Last year, Hewlett Packard Enterprise  (HPE) announced a unique set of APIs it had added to their Hadoop Autonomy Vertica on demand portfolio (Haven). Unlike the frameworks mentioned above, these routines are designed for an entirely different audience: programmers who have data and want to use simple subroutines to analyze that data using pre-trained neural networks. So, for example, if you are writing an application and want to find faces in an image, you can call the appropriate routine hosted on the Microsoft Azure cloud, and it will return the vertices of the area in which it identified a face. HPE offers over sixty such handy libraries in HPE Haven and the company states that hundreds of applications have been built and are using Haven today. Note that the user does not have to build and train a neural network. HPE has already done the heavy lifting for certain classes of data, like images and text.

Apple’s APIs are for building smart apps on iPhones and iPads

But what if you have designed a neural network with one of the popular open-source frameworks to distinguish, say, breeds of dogs. Then you train it using NVidia  GPUs in the cloud with “tagged” data (this is called Supervised Learning and represents the real state of the art today).
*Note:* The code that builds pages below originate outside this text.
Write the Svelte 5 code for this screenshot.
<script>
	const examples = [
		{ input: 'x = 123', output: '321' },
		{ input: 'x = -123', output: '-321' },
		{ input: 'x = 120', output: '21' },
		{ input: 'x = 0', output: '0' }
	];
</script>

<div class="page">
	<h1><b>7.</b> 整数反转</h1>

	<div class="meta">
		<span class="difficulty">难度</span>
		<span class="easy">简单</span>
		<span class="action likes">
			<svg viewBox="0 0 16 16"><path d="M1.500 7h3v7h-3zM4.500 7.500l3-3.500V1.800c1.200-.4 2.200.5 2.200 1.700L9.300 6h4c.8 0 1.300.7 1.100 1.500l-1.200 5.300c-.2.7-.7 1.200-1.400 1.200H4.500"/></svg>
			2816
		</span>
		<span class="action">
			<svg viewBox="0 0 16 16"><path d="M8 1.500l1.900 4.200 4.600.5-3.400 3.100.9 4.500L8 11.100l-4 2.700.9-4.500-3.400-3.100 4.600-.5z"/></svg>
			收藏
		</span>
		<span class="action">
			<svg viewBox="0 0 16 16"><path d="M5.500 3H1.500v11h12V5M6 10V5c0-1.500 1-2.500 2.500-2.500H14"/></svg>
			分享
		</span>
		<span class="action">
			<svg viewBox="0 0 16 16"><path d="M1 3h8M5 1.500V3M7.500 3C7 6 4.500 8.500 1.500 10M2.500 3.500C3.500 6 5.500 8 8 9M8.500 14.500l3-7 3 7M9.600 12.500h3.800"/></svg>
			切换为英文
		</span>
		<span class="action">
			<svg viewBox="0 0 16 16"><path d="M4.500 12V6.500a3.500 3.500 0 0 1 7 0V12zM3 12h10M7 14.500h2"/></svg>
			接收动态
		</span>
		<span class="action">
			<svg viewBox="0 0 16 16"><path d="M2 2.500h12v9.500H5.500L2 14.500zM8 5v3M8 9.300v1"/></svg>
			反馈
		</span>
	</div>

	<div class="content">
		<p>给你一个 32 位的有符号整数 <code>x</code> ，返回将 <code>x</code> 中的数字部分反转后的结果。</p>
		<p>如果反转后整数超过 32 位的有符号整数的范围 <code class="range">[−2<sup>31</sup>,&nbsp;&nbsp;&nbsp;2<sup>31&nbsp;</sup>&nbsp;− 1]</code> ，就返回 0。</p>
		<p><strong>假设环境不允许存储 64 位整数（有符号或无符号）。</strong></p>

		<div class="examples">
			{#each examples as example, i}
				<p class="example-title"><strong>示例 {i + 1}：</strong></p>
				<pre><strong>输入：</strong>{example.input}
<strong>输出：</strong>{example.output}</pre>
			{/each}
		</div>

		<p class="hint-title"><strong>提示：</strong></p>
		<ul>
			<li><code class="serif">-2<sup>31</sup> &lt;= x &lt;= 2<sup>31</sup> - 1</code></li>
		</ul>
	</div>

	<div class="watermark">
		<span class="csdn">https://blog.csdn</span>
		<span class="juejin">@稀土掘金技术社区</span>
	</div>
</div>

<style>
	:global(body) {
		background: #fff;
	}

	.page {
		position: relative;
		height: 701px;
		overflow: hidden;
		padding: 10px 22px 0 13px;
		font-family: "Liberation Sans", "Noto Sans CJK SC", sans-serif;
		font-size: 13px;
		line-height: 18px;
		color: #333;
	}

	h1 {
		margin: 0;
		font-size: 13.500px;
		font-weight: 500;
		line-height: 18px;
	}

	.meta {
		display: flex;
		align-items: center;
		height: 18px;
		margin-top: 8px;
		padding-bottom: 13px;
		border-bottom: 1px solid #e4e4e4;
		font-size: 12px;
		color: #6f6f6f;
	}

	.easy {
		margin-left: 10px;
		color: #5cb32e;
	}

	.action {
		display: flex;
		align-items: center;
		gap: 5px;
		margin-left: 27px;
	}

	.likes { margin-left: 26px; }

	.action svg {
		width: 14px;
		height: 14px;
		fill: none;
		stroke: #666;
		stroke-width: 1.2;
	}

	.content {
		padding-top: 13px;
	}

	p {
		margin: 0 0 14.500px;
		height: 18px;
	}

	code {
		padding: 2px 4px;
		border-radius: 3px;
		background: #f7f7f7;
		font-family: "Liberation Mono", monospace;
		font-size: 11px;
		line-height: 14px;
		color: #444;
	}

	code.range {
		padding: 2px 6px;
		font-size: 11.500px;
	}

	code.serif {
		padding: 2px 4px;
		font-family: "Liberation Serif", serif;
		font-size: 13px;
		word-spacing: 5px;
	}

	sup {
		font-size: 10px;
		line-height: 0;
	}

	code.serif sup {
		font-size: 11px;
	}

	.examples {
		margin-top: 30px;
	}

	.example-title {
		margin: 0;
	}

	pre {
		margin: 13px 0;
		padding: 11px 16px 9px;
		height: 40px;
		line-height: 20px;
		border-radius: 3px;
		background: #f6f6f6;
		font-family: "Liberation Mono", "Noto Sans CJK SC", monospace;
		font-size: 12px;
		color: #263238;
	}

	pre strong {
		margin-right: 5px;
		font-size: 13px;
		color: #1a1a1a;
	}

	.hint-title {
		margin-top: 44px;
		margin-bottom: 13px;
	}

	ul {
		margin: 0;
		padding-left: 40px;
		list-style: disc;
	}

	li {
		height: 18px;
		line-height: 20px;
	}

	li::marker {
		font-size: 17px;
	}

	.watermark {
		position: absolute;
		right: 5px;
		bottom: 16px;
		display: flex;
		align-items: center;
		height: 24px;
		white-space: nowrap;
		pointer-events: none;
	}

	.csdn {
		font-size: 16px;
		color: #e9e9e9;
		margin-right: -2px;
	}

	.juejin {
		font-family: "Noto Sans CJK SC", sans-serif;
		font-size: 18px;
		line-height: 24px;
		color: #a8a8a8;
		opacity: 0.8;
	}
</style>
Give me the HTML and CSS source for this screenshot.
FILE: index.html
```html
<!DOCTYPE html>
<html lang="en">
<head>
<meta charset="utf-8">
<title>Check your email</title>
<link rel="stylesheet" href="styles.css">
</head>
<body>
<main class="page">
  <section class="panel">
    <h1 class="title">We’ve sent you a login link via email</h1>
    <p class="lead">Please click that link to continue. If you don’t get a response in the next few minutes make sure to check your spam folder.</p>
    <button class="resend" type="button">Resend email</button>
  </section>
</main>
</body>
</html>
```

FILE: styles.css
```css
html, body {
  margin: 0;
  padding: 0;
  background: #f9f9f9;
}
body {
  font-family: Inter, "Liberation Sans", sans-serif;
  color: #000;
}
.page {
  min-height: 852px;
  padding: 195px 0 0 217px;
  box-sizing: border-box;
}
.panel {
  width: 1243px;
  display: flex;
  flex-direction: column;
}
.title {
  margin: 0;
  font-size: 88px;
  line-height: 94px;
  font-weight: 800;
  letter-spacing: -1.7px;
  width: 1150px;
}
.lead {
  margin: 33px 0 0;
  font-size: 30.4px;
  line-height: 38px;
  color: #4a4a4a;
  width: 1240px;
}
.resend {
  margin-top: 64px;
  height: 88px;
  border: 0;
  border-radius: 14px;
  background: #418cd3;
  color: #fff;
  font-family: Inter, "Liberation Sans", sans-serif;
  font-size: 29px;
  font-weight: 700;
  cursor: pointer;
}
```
Now you are ready to sell your app on Apple iTunes just in time for the big Westminster dog show. That’s where these APIs come in: you write your app to call the Basic Neural Network Subroutines (BNNS), creating your nifty trained neural network on the iPhone or iPad. When your app takes a picture of a dog at the show, it sends the picture (the input) to the DNN you defined and trained, and it returns the dog’s breed (the output). Viola! It’s called a Havanese!

Where do we go from here?

What we are seeing is the rapid maturation of the development tool chain (APIs) for Deep Neural Networks, which will help accelerate the creation of new neural networks and the applications that use them.

  1. Low-level frameworks are used to build and train the networks (e.g., Google TensorFlow). This is a double black diamond slope: experts only.
  2. APIs like Apple BNNS will make it easy to build and use a trained neural network on a specific processor to infer answers from a set of inputs. This will be typically on mobile devices for now, using the device's camera and microphone for input but could evolve to include embedded DNNs such as robotics and IOT edge devices.
  3. High-level cloud services provide access to a set of trained networks for common applications (HPE Haven). These are very useful for your average Python developer who has data such as images, text or speech and who does not require a custom neural network.

Taken together, these three approaches will help accelerate application development and foster the pervasive use of neural networks that will take our applications to the next level.

Disclosure: Moor Insights & Strategy, like all research and analyst firms, provides or has provided research, analysis, advising and/or consulting to many high-tech companies in the industry, including some of those mentioned in this article including Hewlett Packard Enterprise and NVIDIA. I own Google and AAPL in my retirement account, but otherwise do not have any investment positions in the other companies named in this article.